GIVEN REQUEST. Identify every line containing the word "React" and reproduce each one.

SOURCE MATERIAL.
● ● ● ● ● ● ●

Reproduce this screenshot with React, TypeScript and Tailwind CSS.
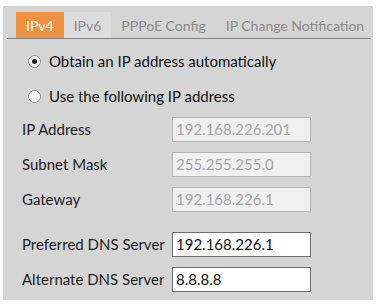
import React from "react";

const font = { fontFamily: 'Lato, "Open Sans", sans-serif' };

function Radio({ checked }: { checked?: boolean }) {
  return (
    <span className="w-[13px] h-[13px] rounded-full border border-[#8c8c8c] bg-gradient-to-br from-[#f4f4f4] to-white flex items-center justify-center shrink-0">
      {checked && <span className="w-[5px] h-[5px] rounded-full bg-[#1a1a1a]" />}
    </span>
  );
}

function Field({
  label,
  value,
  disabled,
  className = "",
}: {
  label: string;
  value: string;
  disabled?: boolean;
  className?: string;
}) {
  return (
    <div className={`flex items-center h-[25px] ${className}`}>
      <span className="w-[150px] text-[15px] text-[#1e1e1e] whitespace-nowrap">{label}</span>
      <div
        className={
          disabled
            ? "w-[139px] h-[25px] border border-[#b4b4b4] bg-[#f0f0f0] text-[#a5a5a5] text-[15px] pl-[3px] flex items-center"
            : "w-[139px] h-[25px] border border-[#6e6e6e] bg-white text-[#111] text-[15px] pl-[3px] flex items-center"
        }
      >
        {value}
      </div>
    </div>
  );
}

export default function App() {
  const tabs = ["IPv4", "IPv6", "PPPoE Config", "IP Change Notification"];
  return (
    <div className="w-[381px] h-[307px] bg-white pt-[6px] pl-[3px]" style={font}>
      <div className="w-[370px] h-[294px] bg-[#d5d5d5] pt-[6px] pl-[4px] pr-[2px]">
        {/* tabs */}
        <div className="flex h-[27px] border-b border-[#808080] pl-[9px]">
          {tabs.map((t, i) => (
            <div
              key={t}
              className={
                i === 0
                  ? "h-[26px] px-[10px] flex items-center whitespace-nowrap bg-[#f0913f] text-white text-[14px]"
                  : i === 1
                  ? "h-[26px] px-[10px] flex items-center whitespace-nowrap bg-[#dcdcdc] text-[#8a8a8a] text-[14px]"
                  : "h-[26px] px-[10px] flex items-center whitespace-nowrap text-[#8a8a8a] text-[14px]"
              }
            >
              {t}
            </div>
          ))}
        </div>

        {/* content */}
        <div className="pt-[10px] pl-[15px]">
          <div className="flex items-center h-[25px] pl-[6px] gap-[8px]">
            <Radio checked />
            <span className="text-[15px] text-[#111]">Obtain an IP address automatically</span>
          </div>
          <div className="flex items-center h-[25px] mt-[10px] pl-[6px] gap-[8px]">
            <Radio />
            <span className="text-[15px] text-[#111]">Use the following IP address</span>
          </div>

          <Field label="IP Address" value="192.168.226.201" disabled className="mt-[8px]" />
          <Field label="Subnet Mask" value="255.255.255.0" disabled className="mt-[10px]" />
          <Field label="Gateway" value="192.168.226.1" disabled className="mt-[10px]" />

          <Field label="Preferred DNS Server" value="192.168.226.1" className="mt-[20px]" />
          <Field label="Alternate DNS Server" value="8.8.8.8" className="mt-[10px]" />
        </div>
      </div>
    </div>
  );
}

● ● ● ● ● ● ●

OUTPUT BELOW.
Reproduce this screenshot with React, TypeScript and Tailwind CSS.
import React from "react";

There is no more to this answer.